Update Diet and Prostate Cancer Prevention

Since EN’s last coverage on diet and prostate cancer risk, some new findings have come to light. During the past several years, a large number of studies have looked at the potential role that diet can play in preventing prostate cancer, sometimes with conflicting results. Australian researchers hoped to clarify this issue in their systematic review published in the Journal of Human Nutrition and Dietetics in June 2009. Scientific data for promising dietary therapies in prostate cancer prevention were reviewed. The researchers concluded that the best diet for preventing prostate cancer is one that is low in fat and high in vegetables and fruits, and avoids high-calorie intake and excessive meat, dairy products and calcium.

Lycopene in the Limelight. One plant compound that’s been singled out in the war against prostate cancer is lycopene, an antioxidant pigment found in tomatoes and other red fruits. The best source of lycopene is in tomato products, because the heat processing makes it more available to the body. Lycopene is just one possible nutrient that may be behind the protective effects of a diet packed with fruits and vegetables. The case for lycopene is strong enough that the American Institute for Cancer Research judges lycopene to be probable in reducing the risk of prostate cancer. Diets high in lycopene-containing foods (not supplements) could prevent 11 percent of prostate cancers.

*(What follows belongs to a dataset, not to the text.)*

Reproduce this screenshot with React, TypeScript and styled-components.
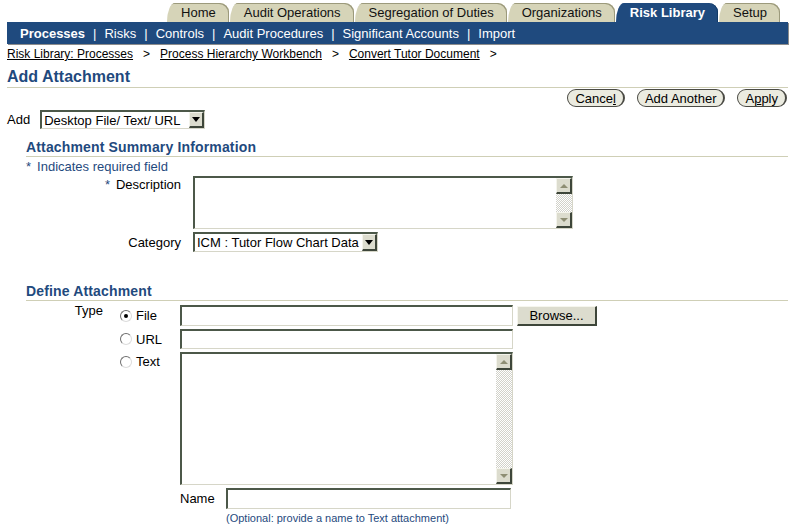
import React from 'react';
import styled, { createGlobalStyle } from 'styled-components';

const BLUE = '#1f4a7e';
const BEIGE = '#d6d4b8';
const RULE = '#cfcfb6';
const DARK_EDGE = '#4c5849';
const LIGHT_EDGE = '#d6d6c8';

const Global = createGlobalStyle`
  html, body { margin: 0; padding: 0; background: #fff; }
  body {
    font-family: "Liberation Sans", Arial, sans-serif;
    font-size: 13px;
    color: #000;
  }
`;

const Page = styled.div`
  width: 796px;
  height: 530px;
  box-sizing: border-box;
  padding: 0 8px 0 7px;
  overflow: hidden;
`;

/* ---------- global tabs ---------- */
const TabRow = styled.div`
  display: flex;
  justify-content: flex-end;
  align-items: flex-end;
  gap: 1px;
  height: 19px;
  margin-top: 3px;
  padding-right: 8px;
`;

const Tab = styled.div<{ $active?: boolean }>`
  height: 19px;
  line-height: 19px;
  padding: 0 13px 0 14px;
  background: ${(p) => (p.$active ? BLUE : BEIGE)};
  color: ${(p) => (p.$active ? '#fff' : '#111')};
  font-weight: ${(p) => (p.$active ? 'bold' : 'normal')};
  border-top-left-radius: 8px 19px;
  border-top-right-radius: 9px;
  box-shadow: ${(p) => (p.$active ? 'inset -1px 0 0 #123a66' : 'inset -1px 1px 0 #9c9a7c')};
  white-space: nowrap;
`;

/* ---------- blue nav ---------- */
const NavBar = styled.div`
  height: 22px;
  background: ${BLUE};
  color: #fff;
  display: flex;
  align-items: center;
  padding-left: 13px;
  box-shadow: 1px 1px 0 #8c8c8c;
`;

const NavItem = styled.span<{ $active?: boolean }>`
  font-weight: ${(p) => (p.$active ? 'bold' : 'normal')};
  white-space: nowrap;
`;

const NavSep = styled.span`
  margin: 0 8px;
`;

/* ---------- breadcrumbs & title ---------- */
const Crumbs = styled.div`
  margin-top: 3px;
  font-size: 12px;
  line-height: 14px;
  display: flex;
  align-items: center;
`;

const Crumb = styled.a`
  color: #000;
  text-decoration: underline;
  white-space: nowrap;
`;

const CrumbSep = styled.span`
  margin: 0 10px 0 10px;
`;

const Title = styled.h1`
  margin: 7px 0 0;
  font-size: 16px;
  line-height: 18px;
  font-weight: bold;
  color: ${BLUE};
  padding-bottom: 1px;
  border-bottom: 1px solid ${RULE};
`;

/* ---------- action buttons ---------- */
const ActionRow = styled.div`
  display: flex;
  justify-content: flex-end;
  gap: 12px;
  margin-top: 1px;
  padding-right: 1px;
`;

const PillButton = styled.button`
  height: 18px;
  box-sizing: border-box;
  padding: 0 7px;
  border: 1px solid #4a4a44;
  border-right-width: 2px;
  border-radius: 9px;
  background: #ebebe0;
  font-family: inherit;
  font-size: 13px;
  line-height: 15px;
  color: #000;
  cursor: pointer;
`;

/* ---------- add row ---------- */
const AddRow = styled.div`
  display: flex;
  align-items: center;
  gap: 10px;
  margin-top: 3px;
`;

const Label = styled.span`
  line-height: 15px;
  white-space: nowrap;
`;

/* ---------- select ---------- */
const SelectBox = styled.div<{ $w: number; $h: number }>`
  width: ${(p) => p.$w}px;
  height: ${(p) => p.$h}px;
  box-sizing: border-box;
  display: flex;
  background: #fff;
  border-top: 2px solid ${DARK_EDGE};
  border-left: 2px solid ${DARK_EDGE};
  border-right: 1px solid ${LIGHT_EDGE};
  border-bottom: 1px solid ${LIGHT_EDGE};
`;

const SelectText = styled.span`
  flex: 1;
  padding-left: 2px;
  display: flex;
  align-items: center;
  white-space: nowrap;
  overflow: hidden;
`;

const SelectArrow = styled.span`
  width: 15px;
  box-sizing: border-box;
  background: #dcdcce;
  border-top: 1px solid #f4f4ec;
  border-left: 1px solid #f4f4ec;
  border-right: 2px solid #3e463a;
  border-bottom: 2px solid #3e463a;
  display: flex;
  align-items: center;
  justify-content: center;
  &::after {
    content: '';
    border-top: 5px solid #000;
    border-left: 4px solid transparent;
    border-right: 4px solid transparent;
  }
`;

/* ---------- sections ---------- */
const Section = styled.section<{ $top: number }>`
  padding-left: 19px;
  margin-top: ${(p) => p.$top}px;
`;

const SectionHeading = styled.h2`
  margin: 0;
  font-size: 14px;
  line-height: 16px;
  font-weight: bold;
  letter-spacing: 0.15px;
  color: ${BLUE};
  padding-bottom: 1px;
  border-bottom: 1px solid ${RULE};
`;

const Required = styled.div`
  margin-top: 2px;
  line-height: 15px;
  color: ${BLUE};
`;

const Star = styled.span`
  color: ${BLUE};
  margin-right: 6px;
`;

const SummaryGrid = styled.div`
  display: grid;
  grid-template-columns: 155px auto;
  column-gap: 12px;
  row-gap: 3px;
  margin-top: 2px;
  align-items: start;
`;

const FieldLabel = styled.div<{ $center?: boolean }>`
  text-align: right;
  line-height: 15px;
  padding-top: ${(p) => (p.$center ? 0 : 1)}px;
  align-self: ${(p) => (p.$center ? 'center' : 'start')};
  white-space: nowrap;
`;

/* ---------- text area with fake scrollbar ---------- */
const AreaBox = styled.div<{ $w: number; $h: number }>`
  width: ${(p) => p.$w}px;
  height: ${(p) => p.$h}px;
  box-sizing: border-box;
  display: flex;
  background: #fff;
  border-top: 2px solid ${DARK_EDGE};
  border-left: 2px solid ${DARK_EDGE};
  border-right: 1px solid ${LIGHT_EDGE};
  border-bottom: 1px solid ${LIGHT_EDGE};
`;

const AreaBody = styled.div`
  flex: 1;
`;

const ScrollBar = styled.div`
  width: 16px;
  display: flex;
  flex-direction: column;
  justify-content: space-between;
  background: repeating-conic-gradient(#d2d2ca 0% 25%, #ffffff 0% 50%) 0 0 / 2px 2px;
`;

const ScrollBtn = styled.div<{ $down?: boolean }>`
  height: 16px;
  box-sizing: border-box;
  background: #dcdcce;
  border-top: 1px solid #f4f4ec;
  border-left: 1px solid #f4f4ec;
  border-right: 2px solid #3e463a;
  border-bottom: 2px solid #3e463a;
  display: flex;
  align-items: center;
  justify-content: center;
  &::after {
    content: '';
    border-left: 4px solid transparent;
    border-right: 4px solid transparent;
    ${(p) =>
      p.$down ? 'border-top: 4px solid #8e8e74;' : 'border-bottom: 4px solid #8e8e74;'}
  }
`;

/* ---------- define attachment ---------- */
const DefineGrid = styled.div`
  display: grid;
  grid-template-columns: 94px 60px auto;
  row-gap: 3px;
  margin-top: 4px;
  align-items: center;
`;

const TypeLabel = styled.div`
  align-self: start;
  margin-top: -2px;
  width: 77px;
  text-align: right;
  line-height: 15px;
`;

const Empty = styled.div``;

const RadioCell = styled.div<{ $top?: boolean }>`
  display: flex;
  align-items: center;
  gap: 4px;
  line-height: 15px;
  align-self: ${(p) => (p.$top ? 'start' : 'center')};
  padding-top: ${(p) => (p.$top ? 2 : 0)}px;
`;

const RadioDot = styled.span<{ $checked?: boolean }>`
  width: 12px;
  height: 12px;
  box-sizing: border-box;
  border-radius: 50%;
  border: 1px solid;
  border-color: #6e6e6e #dcdcdc #dcdcdc #6e6e6e;
  background: #fff;
  display: flex;
  align-items: center;
  justify-content: center;
  &::after {
    content: '';
    width: 4px;
    height: 4px;
    border-radius: 50%;
    background: ${(p) => (p.$checked ? '#000' : 'transparent')};
  }
`;

const FieldRow = styled.div`
  display: flex;
  align-items: center;
  gap: 4px;
`;

const TextInput = styled.div<{ $w: number; $h: number }>`
  width: ${(p) => p.$w}px;
  height: ${(p) => p.$h}px;
  box-sizing: border-box;
  background: #fff;
  border-top: 2px solid ${DARK_EDGE};
  border-left: 2px solid ${DARK_EDGE};
  border-right: 1px solid ${LIGHT_EDGE};
  border-bottom: 1px solid ${LIGHT_EDGE};
`;

const BrowseButton = styled.button`
  width: 80px;
  height: 20px;
  box-sizing: border-box;
  background: #dcdcce;
  border-top: 1px solid #f6f6ee;
  border-left: 1px solid #f6f6ee;
  border-right: 2px solid #3e463a;
  border-bottom: 2px solid #3e463a;
  font-family: inherit;
  font-size: 13px;
  color: #000;
  padding: 0;
  cursor: pointer;
`;

const NameRow = styled.div`
  display: grid;
  grid-template-columns: 46px auto;
  align-items: center;
`;

const Hint = styled.div`
  padding-left: 46px;
  font-size: 11px;
  line-height: 13px;
  color: ${BLUE};
  white-space: nowrap;
`;

const tabs = ['Home', 'Audit Operations', 'Segregation of Duties', 'Organizations', 'Risk Library', 'Setup'];
const navItems = ['Processes', 'Risks', 'Controls', 'Audit Procedures', 'Significant Accounts', 'Import'];
const crumbs = ['Risk Library: Processes', 'Process Hierarchy Workbench', 'Convert Tutor Document'];

function ScrollArea({ w, h }: { w: number; h: number }) {
  return (
    <AreaBox $w={w} $h={h}>
      <AreaBody />
      <ScrollBar>
        <ScrollBtn />
        <ScrollBtn $down />
      </ScrollBar>
    </AreaBox>
  );
}

function Select({ w, h, value }: { w: number; h: number; value: string }) {
  return (
    <SelectBox $w={w} $h={h}>
      <SelectText>{value}</SelectText>
      <SelectArrow />
    </SelectBox>
  );
}

export default function App() {
  return (
    <>
      <Global />
      <Page>
        <TabRow>
          {tabs.map((t) => (
            <Tab key={t} $active={t === 'Risk Library'}>
              {t}
            </Tab>
          ))}
        </TabRow>
        <NavBar>
          {navItems.map((n, i) => (
            <React.Fragment key={n}>
              {i > 0 && <NavSep>|</NavSep>}
              <NavItem $active={i === 0}>{n}</NavItem>
            </React.Fragment>
          ))}
        </NavBar>

        <Crumbs>
          {crumbs.map((c) => (
            <React.Fragment key={c}>
              <Crumb>{c}</Crumb>
              <CrumbSep>&gt;</CrumbSep>
            </React.Fragment>
          ))}
        </Crumbs>

        <Title>Add Attachment</Title>

        <ActionRow>
          <PillButton>
            Cance<u>l</u>
          </PillButton>
          <PillButton>Add Another</PillButton>
          <PillButton>
            A<u>p</u>ply
          </PillButton>
        </ActionRow>

        <AddRow>
          <Label>Add</Label>
          <Select w={165} h={19} value="Desktop File/ Text/ URL" />
        </AddRow>

        <Section $top={10}>
          <SectionHeading>Attachment Summary Information</SectionHeading>
          <Required>
            <Star>*</Star>Indicates required field
          </Required>
          <SummaryGrid>
            <FieldLabel>
              <Star>*</Star>Description
            </FieldLabel>
            <ScrollArea w={380} h={53} />
            <FieldLabel $center>Category</FieldLabel>
            <Select w={185} h={20} value="ICM : Tutor Flow Chart Data" />
          </SummaryGrid>
        </Section>

        <Section $top={31}>
          <SectionHeading>Define Attachment</SectionHeading>
          <DefineGrid>
            <TypeLabel>Type</TypeLabel>
            <RadioCell>
              <RadioDot $checked />
              File
            </RadioCell>
            <FieldRow>
              <TextInput $w={333} $h={21} />
              <BrowseButton>Browse...</BrowseButton>
            </FieldRow>

            <Empty />
            <RadioCell>
              <RadioDot />
              URL
            </RadioCell>
            <TextInput $w={333} $h={20} />

            <Empty />
            <RadioCell $top>
              <RadioDot />
              Text
            </RadioCell>
            <ScrollArea w={333} h={133} />

            <Empty />
            <Empty />
            <NameRow>
              <Label>Name</Label>
              <TextInput $w={285} $h={21} />
            </NameRow>

            <Empty />
            <Empty />
            <Hint>(Optional: provide a name to Text attachment)</Hint>
          </DefineGrid>
        </Section>
      </Page>
    </>
  );
}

The Selenium Question. More questions than answers swirl around the mineral, selenium, and its efficacy for prostate cancer prevention. Some trials on selenium supplements have shown it reduces prostate cancer risk. However, the Selenium and Vitamin E Cancer Prevention Trial (SELECT), a $118-million clinical trial funded by the National Institutes of Health to investigate whether the supplement could help prevent prostate cancer, showed different results. More than 35,000 men at 400 sites enrolled between 2001 and 2004 in SELECT. Initially planned for a follow-up of seven to 12 years, the participants were told in the fall of 2008 to stop taking their supplements, because it was found that selenium and vitamin E, taken alone or together, did not prevent prostate cancer.

Further, a study that evaluated 489 prostate cancer patients was published in the June 2009 issue of the Journal of Clinical Oncology. Researchers discovered that a high level of selenium in the blood was associated with a slightly higher risk of aggressive prostate cancer. The risk was particularly higher in men who also had a variant of the gene coding for manganese superoxide dismutase (SOD2). The scientists urged men with prostate cancer to use caution when considering selenium supplements.

A Weighty Issue. Previous studies have suggested that obese men have a higher risk of a more aggressive form of prostate cancer and that weight loss can cut the risk significantly. A new Swedish study reiterates the significance of weight in prostate cancer risk. More than 10,000 initially cancer-free men from Sweden’s Lund University’s Malm? Diet and Cancer cohort were followed for an average of 11 years. The scientists found that body height and waist to hip ratio, a measurement of fat around the abdomen, was a stronger indicator of prostate cancer risk than general adiposity.

EN’s Bottom Line. For now, it looks like the best lifestyle strategy to guard against prostate cancer is to focus on a variety of plant foods (particularly those containing lycopene), limit high-calorie foods, avoid excessive fat, dairy and meat intake; stay physically active, maintain a healthy weight with particular attention to abdominal fat accumulation, and use caution with supplements like selenium Turns out that’s also the best odds diet for just about everyone.